"I've got nowhere to go since I got back," wails Soundgarden frontman Chris Cornell on "Been Away Too Long," the lead single off of Soundgarden's first new album since 1996's Down on The Upside, but it appears that (finally) Soundgarden found somewhere to go. For the band, it's full steam ahead into the battle to reclaim hard rock from the awful likes of Nickleback and Three Days Grace. "Been Away Too Long" embodies everything that is good about Soundgarden's sonic stylings and makes the most of Kim Thayil's droning guitar sludge, Cornell's powerful vocals, Matt Cameron's inspired drumming (I'm still convinced he's the best drummer to emerge from the whole Seattle scene), and longtime bassist Ben Shepherd's thick bass lines. Finally, a high profile rock song worth listening to in the vein of 90s grunge has arrived.
Thick and hard hitting, "Been Away Too Long" has a tempo that belies the perceived lethargy of the band. Soundgarden announced that they had reassembled back in 2010, but it took them two full years to put together their comeback album King Animal. Moving at a quicker tempo, and a shorter play length, than most of their previous (and chart topping) singles, "Been Away Too Long" is indicative of the band's sense of urgency and new found energy. The few new songs that long suffering Soundgarden fans have been treated to since their return, "Black Rain" (a re-recorded outtake from the Badmotorfinger days) and "Live to Rise" (the signature song of Marvel's The Avengers' film and soundtrack) were mid tempo slow burners that rekindled the thick smolder and drone that form the heart of Soundgarden's overall sound, but "Been Away Too Long" launches into the high octane type of slamming and fast played wall of guitar sound that is sure to rekindle the flame of the slam and bang of Soundgarden's early 1990s mosh pits. The song is so good, it's almost enough to make me forgive Cornell for working with Timbaland and breaking up Soundgarden (and Audioslave) in the first place.
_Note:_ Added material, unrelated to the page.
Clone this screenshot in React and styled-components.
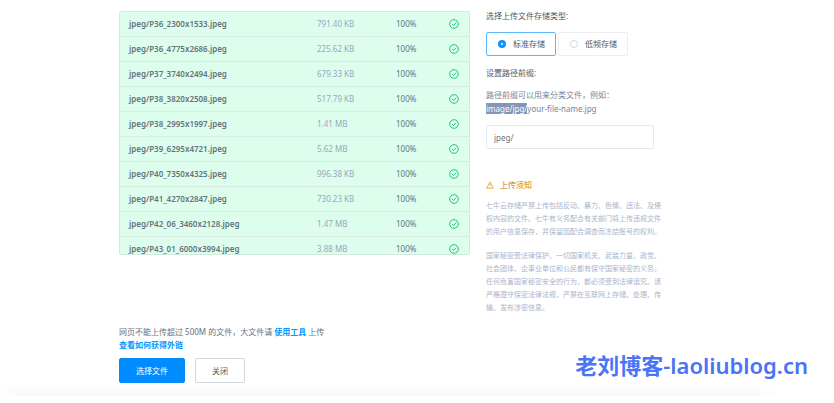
import React, { useState } from "react";
import styled, { createGlobalStyle } from "styled-components";

const GlobalStyle = createGlobalStyle`
  * {
    box-sizing: border-box;
  }

  body {
    margin: 0;
    background: #fff;
    color: #68717f;
    font-family: "Noto Sans", "Noto Sans CJK SC", sans-serif;
    font-size: 8px;
    line-height: 14px;
  }
`;

const Page = styled.div`
  position: relative;
  display: flex;
  flex-direction: column;
  min-height: 100vh;
`;

const Main = styled.main`
  padding: 11px 120px 0 119px;
`;

const Columns = styled.div`
  display: flex;
  align-items: flex-start;
  gap: 16px;
`;

const FileList = styled.div`
  flex: 1;
  height: 244px;
  overflow: hidden;
  border: 1px solid #d3e8df;
  border-radius: 2px;
  background: #ddfeec;
`;

const FileTable = styled.table`
  width: 100%;
  border-spacing: 0;
  table-layout: fixed;
`;

const Cell = styled.td`
  width: ${(props) => props.$width || "auto"};
  height: 25px;
  padding: 0 0 0 ${(props) => (props.$first ? "9px" : "0")};
  border-bottom: 1px solid #d9ebe4;
  color: ${(props) => props.$color || "#66727c"};
  font-weight: ${(props) => (props.$first ? 600 : 400)};
  white-space: nowrap;

  svg {
    display: block;
  }
`;

const Aside = styled.aside`
  width: 228px;
`;

const Heading = styled.h2`
  display: block;
  margin: 0;
  color: #505762;
  font-size: 8px;
  font-weight: 400;
  line-height: 10px;
`;

const StorageTypes = styled.div`
  display: flex;
  gap: 2px;
  margin: 11px 0 12px;
`;

const StorageOption = styled.label`
  display: flex;
  align-items: center;
  gap: 7px;
  width: 70px;
  height: 24px;
  padding-left: 11px;
  border: 1px solid ${(props) => (props.$checked ? "#5cb8ff" : "#eceef2")};
  border-radius: 2px;
  color: #505762;
`;

const Radio = styled.input`
  appearance: none;
  width: 8px;
  height: 8px;
  margin: 0;
  border: 1px solid #d3d6dc;
  border-radius: 50%;
  background: #fff;

  &:checked {
    border: 3px solid #0a95ff;
  }
`;

const Hint = styled.p`
  margin: 10px 0 9px;
  color: #7a8499;
`;

const Selected = styled.span`
  background: #8496b5;
  color: #fff;
`;

const PrefixInput = styled.input`
  display: block;
  width: 168px;
  height: 24px;
  padding: 0 7px;
  border: 1px solid #e6e8ec;
  border-radius: 2px;
  color: #68717f;
  font: inherit;
`;

const NoticeTitle = styled.h3`
  display: flex;
  align-items: center;
  gap: 6px;
  margin: 29px 0 7px;
  color: #dca03a;
  font-size: 8px;
  font-weight: 500;
  line-height: 14px;
`;

const NoticeText = styled.p`
  width: 176px;
  margin: 0;
  color: #a9b4cb;
  font-size: 7px;
  line-height: 13px;

  & + & {
    margin-top: 11px;
  }
`;

const Tips = styled.p`
  margin: 11px 0 7px;
  line-height: 13px;
`;

const TipLink = styled.a`
  color: #0a95ff;
  font-weight: 600;
  text-decoration: none;
`;

const Actions = styled.div`
  display: flex;
  gap: 10px;
`;

const Button = styled.button`
  height: 25px;
  padding: 0 16px;
  border: 1px solid ${(props) => (props.$primary ? "#008cff" : "#d3d6da")};
  border-radius: 2px;
  background: ${(props) => (props.$primary ? "#008cff" : "#fff")};
  color: ${(props) => (props.$primary ? "#fff" : "#505762")};
  font: inherit;
`;

const BottomShade = styled.div`
  height: 12px;
  margin: 1px 54px 0 0;
  background:
    linear-gradient(to right, #fff, transparent 20px calc(100% - 28px), #fff),
    linear-gradient(#fefefe, #f8f8f8);
`;

const Watermark = styled.div`
  position: absolute;
  right: 26px;
  bottom: 18px;
  color: #4a74f6;
  font-size: 22px;
  font-weight: 600;
  line-height: 40px;
`;

const files = [
  { name: "jpeg/P36_2300x1533.jpeg", size: "791.40 KB" },
  { name: "jpeg/P36_4775x2686.jpeg", size: "225.62 KB" },
  { name: "jpeg/P37_3740x2494.jpeg", size: "679.33 KB" },
  { name: "jpeg/P38_3820x2508.jpeg", size: "517.79 KB" },
  { name: "jpeg/P38_2995x1997.jpeg", size: "1.41 MB" },
  { name: "jpeg/P39_6295x4721.jpeg", size: "5.62 MB" },
  { name: "jpeg/P40_7350x4325.jpeg", size: "996.38 KB" },
  { name: "jpeg/P41_4270x2847.jpeg", size: "730.23 KB" },
  { name: "jpeg/P42_06_3460x2128.jpeg", size: "1.47 MB" },
  { name: "jpeg/P43_01_6000x3994.jpeg", size: "3.88 MB" },
];

const storageTypes = ["标准存储", "低频存储"];

function DoneIcon() {
  return (
    <svg width="10" height="10" viewBox="0 0 10 10" fill="none" stroke="#1fc677">
      <circle cx="5" cy="5" r="4.3" />
      <path d="M3 5.1 4.5 6.5 7.1 3.7" />
    </svg>
  );
}

function WarningIcon() {
  return (
    <svg width="8" height="8" viewBox="0 0 8 8" fill="none" stroke="#dca03a" strokeWidth="0.8">
      <path d="M4 0.8 7.5 7.2H0.5Z" strokeLinejoin="round" />
      <path d="M4 3v2.2M4 5.8v0.8" />
    </svg>
  );
}

function App() {
  const [storage, setStorage] = useState(storageTypes[0]);
  const [prefix, setPrefix] = useState("jpeg/");

  return (
    <Page>
      <GlobalStyle />
      <Main>
        <Columns>
          <FileList>
            <FileTable>
              <tbody>
                {files.map((file) => (
                  <tr key={file.name}>
                    <Cell $first>{file.name}</Cell>
                    <Cell $width="79px" $color="#98a6bf">{file.size}</Cell>
                    <Cell $width="53px">100%</Cell>
                    <Cell $width="20px"><DoneIcon /></Cell>
                  </tr>
                ))}
              </tbody>
            </FileTable>
          </FileList>
          <Aside>
            <Heading>选择上传文件存储类型:</Heading>
            <StorageTypes>
              {storageTypes.map((type) => (
                <StorageOption key={type} $checked={storage === type}>
                  <Radio
                    type="radio"
                    name="storage"
                    checked={storage === type}
                    onChange={() => setStorage(type)}
                  />
                  {type}
                </StorageOption>
              ))}
            </StorageTypes>
            <Heading as="label" htmlFor="prefix">设置路径前缀:</Heading>
            <Hint>
              路径前缀可以用来分类文件，例如：
              <br />
              <Selected>image/jpg/</Selected>your-file-name.jpg
            </Hint>
            <PrefixInput
              id="prefix"
              value={prefix}
              onChange={(evt) => setPrefix(evt.target.value)}
            />
            <NoticeTitle>
              <WarningIcon />
              上传须知
            </NoticeTitle>
            <NoticeText>
              七牛云存储严禁上传包括反动、暴力、色情、违法、及侵权内容的文件。七牛有义务配合有关部门将上传违规文件的用户信息保存，并保留因配合调查而冻结账号的权利。
            </NoticeText>
            <NoticeText>
              国家秘密受法律保护。一切国家机关、武装力量、政党、社会团体、企事业单位和公民都有保守国家秘密的义务。任何危害国家秘密安全的行为，都必须受到法律追究。请严格遵守保密法律法规，严禁在互联网上存储、处理、传输、发布涉密信息。
            </NoticeText>
          </Aside>
        </Columns>
        <Tips>
          网页不能上传超过 500M 的文件，大文件请 <TipLink href="#tools">使用工具</TipLink> 上传
          <br />
          <TipLink href="#links">查看如何获得外链</TipLink>
        </Tips>
        <Actions>
          <Button type="button" $primary>选择文件</Button>
          <Button type="button">关闭</Button>
        </Actions>
      </Main>
      <BottomShade />
      <Watermark>老刘博客-laoliublog.cn</Watermark>
    </Page>
  );
}

export default App;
The aptly titled "Been Away For Too Long," if any indication of what the rest of King Animal is going to sound like and play off of, is the harbinger of the return of everything that was great about the new rock revolution of the early 90s. Now if the reunited and reinvigorated Alice in Chains could get their follow up of Black Gives Way to Blue released in time to allow for a monster of a tour with Soundgarden (which is sure to follow King Animal's release), there might just be hope for the future of rock.